Sosyologlar bu süreci “duygu rejimi değişimi” olarak adlandırmaktadır (Illouz, 2007). İçselleştirilmiş ahlaki kodların yerine, dışsal onay sistemlerinin geçtiği bu yeni dönemde, toplumsal olanın ölçütü sayılarla, algoritmalarla, imajlarla belirlenmektedir. Dijitalleşme, bireyleri yalnızca bilgiye değil; duygulara da algoritmik biçimde erişmeye zorlayan bir araca dönüşmüştür. Duygular artık doğal akışın değil; dijital ekonominin yönlendirdiği, manipüle edilebilen içeriklerin ürünüdür. Bu noktada toplumsal dönüşümü anlamak isteyen her araştırmacı için bir soru belirir: Değişim yalnızca sistem düzeyinde mi yaşanıyor, yoksa bireyin içine de kazınıyor mu? Bugünün bağımlılıkları, kaygıları, mahremiyet krizleri ve utanç biçimleri, 1980’lerde temeli atılmış kültürel kırılmaların dijital çağdaki yankısı olabilir mi?
Kaynakça
• Üçer, M. B. (2023). Orta Sınıfın Utancı: Duygular Sosyolojisi Penceresinden 80’lerde Türkiye. Ketebe Yayınları.

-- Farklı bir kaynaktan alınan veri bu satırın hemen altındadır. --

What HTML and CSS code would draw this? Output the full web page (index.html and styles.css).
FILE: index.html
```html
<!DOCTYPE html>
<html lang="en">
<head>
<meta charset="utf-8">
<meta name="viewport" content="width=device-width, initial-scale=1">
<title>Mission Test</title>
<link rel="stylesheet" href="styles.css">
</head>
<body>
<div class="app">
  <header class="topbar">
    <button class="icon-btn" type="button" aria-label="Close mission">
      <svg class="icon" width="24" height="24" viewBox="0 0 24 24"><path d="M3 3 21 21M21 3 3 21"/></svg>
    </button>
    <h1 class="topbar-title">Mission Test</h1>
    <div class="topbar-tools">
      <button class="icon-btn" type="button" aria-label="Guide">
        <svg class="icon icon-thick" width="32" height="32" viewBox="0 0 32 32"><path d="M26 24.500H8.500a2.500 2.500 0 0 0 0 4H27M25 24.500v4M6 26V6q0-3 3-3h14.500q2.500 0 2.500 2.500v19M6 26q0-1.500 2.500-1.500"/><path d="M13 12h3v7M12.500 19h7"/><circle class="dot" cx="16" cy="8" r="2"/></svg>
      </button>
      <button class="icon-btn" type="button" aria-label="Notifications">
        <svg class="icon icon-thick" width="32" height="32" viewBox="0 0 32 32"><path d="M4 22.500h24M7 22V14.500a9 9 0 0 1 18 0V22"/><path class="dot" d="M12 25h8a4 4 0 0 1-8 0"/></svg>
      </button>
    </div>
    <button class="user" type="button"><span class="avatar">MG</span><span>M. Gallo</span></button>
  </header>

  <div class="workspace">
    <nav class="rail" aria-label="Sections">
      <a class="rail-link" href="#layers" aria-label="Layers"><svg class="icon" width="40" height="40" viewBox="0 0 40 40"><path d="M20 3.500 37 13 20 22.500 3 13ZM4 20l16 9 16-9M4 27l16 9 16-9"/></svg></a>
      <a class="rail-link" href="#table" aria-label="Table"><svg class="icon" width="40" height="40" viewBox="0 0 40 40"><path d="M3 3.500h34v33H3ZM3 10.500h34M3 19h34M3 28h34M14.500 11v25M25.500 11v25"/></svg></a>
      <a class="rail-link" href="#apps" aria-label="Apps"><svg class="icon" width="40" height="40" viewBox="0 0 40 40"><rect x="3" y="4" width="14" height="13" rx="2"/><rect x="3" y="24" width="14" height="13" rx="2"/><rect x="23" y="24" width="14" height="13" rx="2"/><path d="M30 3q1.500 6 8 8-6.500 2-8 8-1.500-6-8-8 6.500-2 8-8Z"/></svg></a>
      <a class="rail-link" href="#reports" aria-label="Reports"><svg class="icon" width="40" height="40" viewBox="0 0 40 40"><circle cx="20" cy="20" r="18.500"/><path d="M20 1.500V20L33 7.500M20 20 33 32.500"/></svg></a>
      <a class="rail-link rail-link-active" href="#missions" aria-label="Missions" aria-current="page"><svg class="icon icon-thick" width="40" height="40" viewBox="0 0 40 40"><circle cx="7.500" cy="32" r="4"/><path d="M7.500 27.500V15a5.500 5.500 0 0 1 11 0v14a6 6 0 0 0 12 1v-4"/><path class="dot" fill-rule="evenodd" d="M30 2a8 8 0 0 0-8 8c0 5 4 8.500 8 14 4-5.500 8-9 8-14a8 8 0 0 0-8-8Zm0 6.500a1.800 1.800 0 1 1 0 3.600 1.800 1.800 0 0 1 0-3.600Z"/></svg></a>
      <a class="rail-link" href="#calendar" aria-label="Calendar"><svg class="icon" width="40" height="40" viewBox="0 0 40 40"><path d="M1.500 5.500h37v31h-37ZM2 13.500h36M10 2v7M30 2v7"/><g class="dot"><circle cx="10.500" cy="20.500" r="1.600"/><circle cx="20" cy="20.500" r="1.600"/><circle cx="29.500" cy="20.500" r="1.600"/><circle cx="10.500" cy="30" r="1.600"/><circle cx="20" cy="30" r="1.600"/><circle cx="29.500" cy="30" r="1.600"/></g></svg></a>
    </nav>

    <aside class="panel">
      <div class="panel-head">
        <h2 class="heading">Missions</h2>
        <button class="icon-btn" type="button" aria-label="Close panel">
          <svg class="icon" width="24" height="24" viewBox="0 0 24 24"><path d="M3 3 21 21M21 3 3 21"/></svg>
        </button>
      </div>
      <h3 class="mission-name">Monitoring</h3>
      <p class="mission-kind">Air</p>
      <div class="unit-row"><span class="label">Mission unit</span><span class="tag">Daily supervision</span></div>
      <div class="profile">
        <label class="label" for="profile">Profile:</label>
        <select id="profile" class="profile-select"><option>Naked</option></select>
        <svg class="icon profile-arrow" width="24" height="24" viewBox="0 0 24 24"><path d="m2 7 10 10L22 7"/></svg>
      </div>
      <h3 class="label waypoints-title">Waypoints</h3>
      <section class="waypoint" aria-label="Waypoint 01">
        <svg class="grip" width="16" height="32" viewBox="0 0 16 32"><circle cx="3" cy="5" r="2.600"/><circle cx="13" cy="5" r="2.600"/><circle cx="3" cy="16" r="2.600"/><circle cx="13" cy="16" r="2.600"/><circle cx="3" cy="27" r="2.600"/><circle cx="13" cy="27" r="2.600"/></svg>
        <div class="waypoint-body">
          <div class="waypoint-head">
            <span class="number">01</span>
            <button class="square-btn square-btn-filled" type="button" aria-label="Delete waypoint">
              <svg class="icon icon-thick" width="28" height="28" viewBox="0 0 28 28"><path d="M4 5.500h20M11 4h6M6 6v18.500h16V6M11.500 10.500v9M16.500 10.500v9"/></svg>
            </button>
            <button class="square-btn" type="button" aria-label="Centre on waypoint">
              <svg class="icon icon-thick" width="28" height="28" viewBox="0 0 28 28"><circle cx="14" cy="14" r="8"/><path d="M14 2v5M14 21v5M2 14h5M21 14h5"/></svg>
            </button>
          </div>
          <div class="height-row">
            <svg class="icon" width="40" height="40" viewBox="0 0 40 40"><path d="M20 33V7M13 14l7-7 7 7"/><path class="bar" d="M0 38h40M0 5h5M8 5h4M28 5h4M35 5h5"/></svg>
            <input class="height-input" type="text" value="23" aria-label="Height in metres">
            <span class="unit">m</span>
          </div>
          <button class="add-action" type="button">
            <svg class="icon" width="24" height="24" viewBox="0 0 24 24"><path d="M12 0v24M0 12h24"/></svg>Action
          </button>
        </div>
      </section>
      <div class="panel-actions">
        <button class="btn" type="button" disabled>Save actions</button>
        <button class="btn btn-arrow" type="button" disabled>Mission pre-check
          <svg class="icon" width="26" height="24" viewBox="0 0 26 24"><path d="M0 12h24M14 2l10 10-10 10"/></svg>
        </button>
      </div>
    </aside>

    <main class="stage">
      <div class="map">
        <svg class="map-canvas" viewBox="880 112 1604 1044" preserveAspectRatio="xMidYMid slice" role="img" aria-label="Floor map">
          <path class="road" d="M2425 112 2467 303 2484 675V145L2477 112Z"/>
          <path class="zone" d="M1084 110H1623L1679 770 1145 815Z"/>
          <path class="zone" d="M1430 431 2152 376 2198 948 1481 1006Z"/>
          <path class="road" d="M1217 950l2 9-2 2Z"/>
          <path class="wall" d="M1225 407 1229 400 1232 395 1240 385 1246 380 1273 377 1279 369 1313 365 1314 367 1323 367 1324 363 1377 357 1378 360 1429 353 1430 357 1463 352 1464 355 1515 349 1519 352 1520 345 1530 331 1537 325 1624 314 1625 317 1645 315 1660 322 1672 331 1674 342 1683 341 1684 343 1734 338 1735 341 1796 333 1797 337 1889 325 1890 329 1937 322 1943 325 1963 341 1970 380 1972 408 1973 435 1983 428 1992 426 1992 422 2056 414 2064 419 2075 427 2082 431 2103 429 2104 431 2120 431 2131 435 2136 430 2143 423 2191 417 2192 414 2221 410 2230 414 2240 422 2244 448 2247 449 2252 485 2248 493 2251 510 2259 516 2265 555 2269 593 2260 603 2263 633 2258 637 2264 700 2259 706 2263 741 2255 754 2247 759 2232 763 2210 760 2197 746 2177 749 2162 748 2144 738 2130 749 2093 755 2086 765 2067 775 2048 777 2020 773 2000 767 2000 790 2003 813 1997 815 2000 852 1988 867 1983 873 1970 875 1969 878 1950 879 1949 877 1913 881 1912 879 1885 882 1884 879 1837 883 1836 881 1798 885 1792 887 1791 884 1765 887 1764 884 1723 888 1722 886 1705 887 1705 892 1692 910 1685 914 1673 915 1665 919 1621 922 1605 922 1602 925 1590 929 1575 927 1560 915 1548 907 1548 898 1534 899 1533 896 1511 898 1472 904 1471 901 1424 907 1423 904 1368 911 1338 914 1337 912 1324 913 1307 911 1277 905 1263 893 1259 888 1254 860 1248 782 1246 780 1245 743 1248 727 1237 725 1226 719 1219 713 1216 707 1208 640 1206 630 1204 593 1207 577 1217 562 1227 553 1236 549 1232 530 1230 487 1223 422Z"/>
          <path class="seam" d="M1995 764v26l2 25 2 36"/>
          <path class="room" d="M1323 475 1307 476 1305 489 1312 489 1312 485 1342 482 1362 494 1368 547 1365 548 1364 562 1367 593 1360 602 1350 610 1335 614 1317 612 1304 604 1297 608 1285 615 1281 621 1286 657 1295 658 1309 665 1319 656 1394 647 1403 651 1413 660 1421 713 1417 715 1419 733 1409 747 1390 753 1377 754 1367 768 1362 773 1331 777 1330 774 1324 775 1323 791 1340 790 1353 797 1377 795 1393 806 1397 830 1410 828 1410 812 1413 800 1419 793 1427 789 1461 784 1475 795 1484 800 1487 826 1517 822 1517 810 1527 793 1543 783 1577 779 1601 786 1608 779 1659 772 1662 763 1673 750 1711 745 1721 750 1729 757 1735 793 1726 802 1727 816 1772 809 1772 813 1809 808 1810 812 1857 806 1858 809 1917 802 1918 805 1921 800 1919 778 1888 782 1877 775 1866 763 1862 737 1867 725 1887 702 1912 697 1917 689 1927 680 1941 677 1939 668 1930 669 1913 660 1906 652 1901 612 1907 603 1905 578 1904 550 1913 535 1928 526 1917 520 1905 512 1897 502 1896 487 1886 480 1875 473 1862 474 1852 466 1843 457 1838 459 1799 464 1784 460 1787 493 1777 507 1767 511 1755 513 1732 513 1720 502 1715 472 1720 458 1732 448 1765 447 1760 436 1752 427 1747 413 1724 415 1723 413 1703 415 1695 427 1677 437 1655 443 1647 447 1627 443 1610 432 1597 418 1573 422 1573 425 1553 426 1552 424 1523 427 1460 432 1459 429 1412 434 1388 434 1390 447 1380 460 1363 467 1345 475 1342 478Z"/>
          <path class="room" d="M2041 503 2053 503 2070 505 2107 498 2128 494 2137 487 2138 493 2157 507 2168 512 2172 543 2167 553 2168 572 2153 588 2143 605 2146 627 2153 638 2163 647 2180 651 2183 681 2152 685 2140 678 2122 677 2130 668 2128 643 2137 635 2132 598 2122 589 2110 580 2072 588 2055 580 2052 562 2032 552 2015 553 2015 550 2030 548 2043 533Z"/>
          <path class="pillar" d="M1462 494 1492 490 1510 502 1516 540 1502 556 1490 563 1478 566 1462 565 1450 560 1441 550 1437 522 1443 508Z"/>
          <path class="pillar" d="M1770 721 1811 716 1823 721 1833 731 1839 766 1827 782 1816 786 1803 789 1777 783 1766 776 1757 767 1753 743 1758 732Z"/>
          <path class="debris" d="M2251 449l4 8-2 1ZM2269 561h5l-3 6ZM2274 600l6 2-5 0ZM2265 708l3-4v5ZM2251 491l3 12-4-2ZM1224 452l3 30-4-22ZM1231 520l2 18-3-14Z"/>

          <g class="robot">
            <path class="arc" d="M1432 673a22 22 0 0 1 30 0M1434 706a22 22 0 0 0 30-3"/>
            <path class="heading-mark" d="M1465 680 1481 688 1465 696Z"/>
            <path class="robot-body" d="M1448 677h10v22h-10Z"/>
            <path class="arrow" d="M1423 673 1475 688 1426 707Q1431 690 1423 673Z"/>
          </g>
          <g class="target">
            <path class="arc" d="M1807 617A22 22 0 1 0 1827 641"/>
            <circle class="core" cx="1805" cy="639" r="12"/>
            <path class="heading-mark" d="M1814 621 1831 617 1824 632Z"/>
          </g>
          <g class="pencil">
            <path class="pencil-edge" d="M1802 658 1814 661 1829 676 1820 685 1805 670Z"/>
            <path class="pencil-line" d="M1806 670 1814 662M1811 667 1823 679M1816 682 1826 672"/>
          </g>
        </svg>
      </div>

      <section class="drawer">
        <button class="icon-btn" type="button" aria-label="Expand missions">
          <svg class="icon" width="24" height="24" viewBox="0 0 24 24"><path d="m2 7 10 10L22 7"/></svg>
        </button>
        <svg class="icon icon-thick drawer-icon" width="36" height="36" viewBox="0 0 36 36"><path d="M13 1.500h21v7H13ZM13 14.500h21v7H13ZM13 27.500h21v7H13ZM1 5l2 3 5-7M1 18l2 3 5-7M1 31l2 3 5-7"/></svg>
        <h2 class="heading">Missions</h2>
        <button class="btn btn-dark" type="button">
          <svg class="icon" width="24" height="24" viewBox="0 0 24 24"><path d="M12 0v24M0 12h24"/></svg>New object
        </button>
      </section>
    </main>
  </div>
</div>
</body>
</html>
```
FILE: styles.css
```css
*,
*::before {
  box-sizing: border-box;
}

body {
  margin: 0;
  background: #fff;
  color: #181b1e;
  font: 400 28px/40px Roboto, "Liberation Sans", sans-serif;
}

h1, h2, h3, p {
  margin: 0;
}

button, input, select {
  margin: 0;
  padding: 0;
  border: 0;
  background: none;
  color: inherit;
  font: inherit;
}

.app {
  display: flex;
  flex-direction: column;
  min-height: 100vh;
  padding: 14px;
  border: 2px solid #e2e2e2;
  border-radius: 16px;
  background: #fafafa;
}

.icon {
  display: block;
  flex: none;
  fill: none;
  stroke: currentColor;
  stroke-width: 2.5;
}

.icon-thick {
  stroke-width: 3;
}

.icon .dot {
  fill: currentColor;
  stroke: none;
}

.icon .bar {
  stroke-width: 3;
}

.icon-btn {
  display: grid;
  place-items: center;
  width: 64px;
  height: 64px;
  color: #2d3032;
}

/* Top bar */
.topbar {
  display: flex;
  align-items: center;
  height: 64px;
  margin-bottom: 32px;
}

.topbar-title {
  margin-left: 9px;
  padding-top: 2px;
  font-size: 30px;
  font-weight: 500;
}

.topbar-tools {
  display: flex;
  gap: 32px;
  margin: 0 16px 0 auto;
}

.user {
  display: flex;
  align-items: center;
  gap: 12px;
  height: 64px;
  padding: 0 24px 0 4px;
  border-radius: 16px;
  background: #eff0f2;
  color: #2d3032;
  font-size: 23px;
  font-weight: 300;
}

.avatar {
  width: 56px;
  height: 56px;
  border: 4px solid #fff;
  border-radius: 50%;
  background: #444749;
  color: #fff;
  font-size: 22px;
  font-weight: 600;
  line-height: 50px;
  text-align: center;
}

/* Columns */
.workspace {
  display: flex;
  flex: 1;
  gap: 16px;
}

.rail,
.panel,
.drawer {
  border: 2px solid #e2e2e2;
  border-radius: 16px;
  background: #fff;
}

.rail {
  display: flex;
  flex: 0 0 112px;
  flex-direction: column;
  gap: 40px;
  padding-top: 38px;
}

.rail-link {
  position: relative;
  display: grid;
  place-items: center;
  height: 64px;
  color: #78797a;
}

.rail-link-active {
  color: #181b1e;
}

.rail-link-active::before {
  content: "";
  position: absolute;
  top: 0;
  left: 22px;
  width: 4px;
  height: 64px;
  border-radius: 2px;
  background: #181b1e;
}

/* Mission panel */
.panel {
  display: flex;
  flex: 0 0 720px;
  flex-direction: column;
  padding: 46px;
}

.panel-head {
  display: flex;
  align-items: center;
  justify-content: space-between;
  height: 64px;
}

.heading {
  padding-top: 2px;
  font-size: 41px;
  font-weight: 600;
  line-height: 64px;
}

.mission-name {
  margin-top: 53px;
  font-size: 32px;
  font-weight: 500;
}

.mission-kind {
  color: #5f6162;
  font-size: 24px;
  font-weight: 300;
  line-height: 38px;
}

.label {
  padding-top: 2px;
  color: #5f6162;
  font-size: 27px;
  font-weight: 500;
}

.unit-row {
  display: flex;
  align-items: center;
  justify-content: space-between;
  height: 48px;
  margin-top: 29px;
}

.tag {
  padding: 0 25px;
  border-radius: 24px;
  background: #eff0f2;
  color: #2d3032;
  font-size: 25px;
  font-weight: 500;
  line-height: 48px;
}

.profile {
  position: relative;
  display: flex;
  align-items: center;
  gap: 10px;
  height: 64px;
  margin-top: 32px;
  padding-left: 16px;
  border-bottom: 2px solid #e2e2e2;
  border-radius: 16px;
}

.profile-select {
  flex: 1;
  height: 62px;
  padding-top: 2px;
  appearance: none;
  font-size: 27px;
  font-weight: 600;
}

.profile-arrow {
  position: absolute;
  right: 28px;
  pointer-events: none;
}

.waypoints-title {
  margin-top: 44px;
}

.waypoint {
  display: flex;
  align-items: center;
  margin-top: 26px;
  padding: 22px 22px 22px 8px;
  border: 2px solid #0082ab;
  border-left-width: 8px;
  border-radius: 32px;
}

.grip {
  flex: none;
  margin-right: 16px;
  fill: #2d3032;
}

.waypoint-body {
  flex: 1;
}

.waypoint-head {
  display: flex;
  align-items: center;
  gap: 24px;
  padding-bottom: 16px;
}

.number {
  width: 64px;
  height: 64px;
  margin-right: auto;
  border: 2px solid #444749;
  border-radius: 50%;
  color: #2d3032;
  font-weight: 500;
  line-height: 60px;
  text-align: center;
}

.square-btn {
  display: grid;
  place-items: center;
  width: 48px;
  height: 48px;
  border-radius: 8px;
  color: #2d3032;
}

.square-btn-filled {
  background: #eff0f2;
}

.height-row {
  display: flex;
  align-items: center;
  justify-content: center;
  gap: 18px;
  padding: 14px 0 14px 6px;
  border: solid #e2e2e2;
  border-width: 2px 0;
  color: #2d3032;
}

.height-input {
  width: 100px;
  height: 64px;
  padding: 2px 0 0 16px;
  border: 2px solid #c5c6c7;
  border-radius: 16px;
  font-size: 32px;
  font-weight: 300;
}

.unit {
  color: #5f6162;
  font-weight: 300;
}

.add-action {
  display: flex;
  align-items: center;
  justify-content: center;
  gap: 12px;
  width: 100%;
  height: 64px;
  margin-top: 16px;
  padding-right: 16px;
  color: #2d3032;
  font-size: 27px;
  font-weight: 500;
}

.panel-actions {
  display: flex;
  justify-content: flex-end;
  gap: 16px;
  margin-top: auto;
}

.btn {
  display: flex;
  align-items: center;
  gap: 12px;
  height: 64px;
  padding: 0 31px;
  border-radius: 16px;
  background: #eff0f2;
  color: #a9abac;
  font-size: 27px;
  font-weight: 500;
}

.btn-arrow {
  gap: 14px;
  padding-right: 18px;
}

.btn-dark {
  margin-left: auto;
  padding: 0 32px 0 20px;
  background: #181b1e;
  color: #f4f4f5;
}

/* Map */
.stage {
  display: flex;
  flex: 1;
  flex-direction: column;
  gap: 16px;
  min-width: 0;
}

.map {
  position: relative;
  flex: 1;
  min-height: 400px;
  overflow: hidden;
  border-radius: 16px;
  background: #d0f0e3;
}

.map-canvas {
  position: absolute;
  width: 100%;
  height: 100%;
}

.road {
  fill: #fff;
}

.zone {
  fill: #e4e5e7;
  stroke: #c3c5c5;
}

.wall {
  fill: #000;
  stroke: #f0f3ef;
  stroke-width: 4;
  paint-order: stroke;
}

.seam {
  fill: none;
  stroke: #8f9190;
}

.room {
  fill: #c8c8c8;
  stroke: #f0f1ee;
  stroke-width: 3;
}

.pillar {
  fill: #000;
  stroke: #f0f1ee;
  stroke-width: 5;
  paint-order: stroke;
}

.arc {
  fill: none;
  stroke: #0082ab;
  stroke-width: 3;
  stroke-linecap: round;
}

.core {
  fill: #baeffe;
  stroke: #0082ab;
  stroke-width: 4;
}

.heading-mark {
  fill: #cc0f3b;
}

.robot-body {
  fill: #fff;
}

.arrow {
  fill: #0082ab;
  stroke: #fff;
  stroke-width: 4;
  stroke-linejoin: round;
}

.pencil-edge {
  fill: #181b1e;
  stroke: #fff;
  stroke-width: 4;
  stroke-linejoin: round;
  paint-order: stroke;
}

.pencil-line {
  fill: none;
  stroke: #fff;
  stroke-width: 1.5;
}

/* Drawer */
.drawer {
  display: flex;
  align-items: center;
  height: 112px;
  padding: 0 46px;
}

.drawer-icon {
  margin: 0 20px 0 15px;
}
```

• Andreassen, C. S., Pallesen, S., & Griffiths, M. D. (2017). The relationship between addictive use of social media, narcissism, and self-esteem: Findings from a large national survey. Addictive Behaviors, 64, 287–293.
• Illouz, E. (2007). Cold Intimacies: The Making of Emotional Capitalism. Polity Press.
• Turkle, S. (2011). Alone Together: Why We Expect More from Technology and Less from Each Other. Basic Books.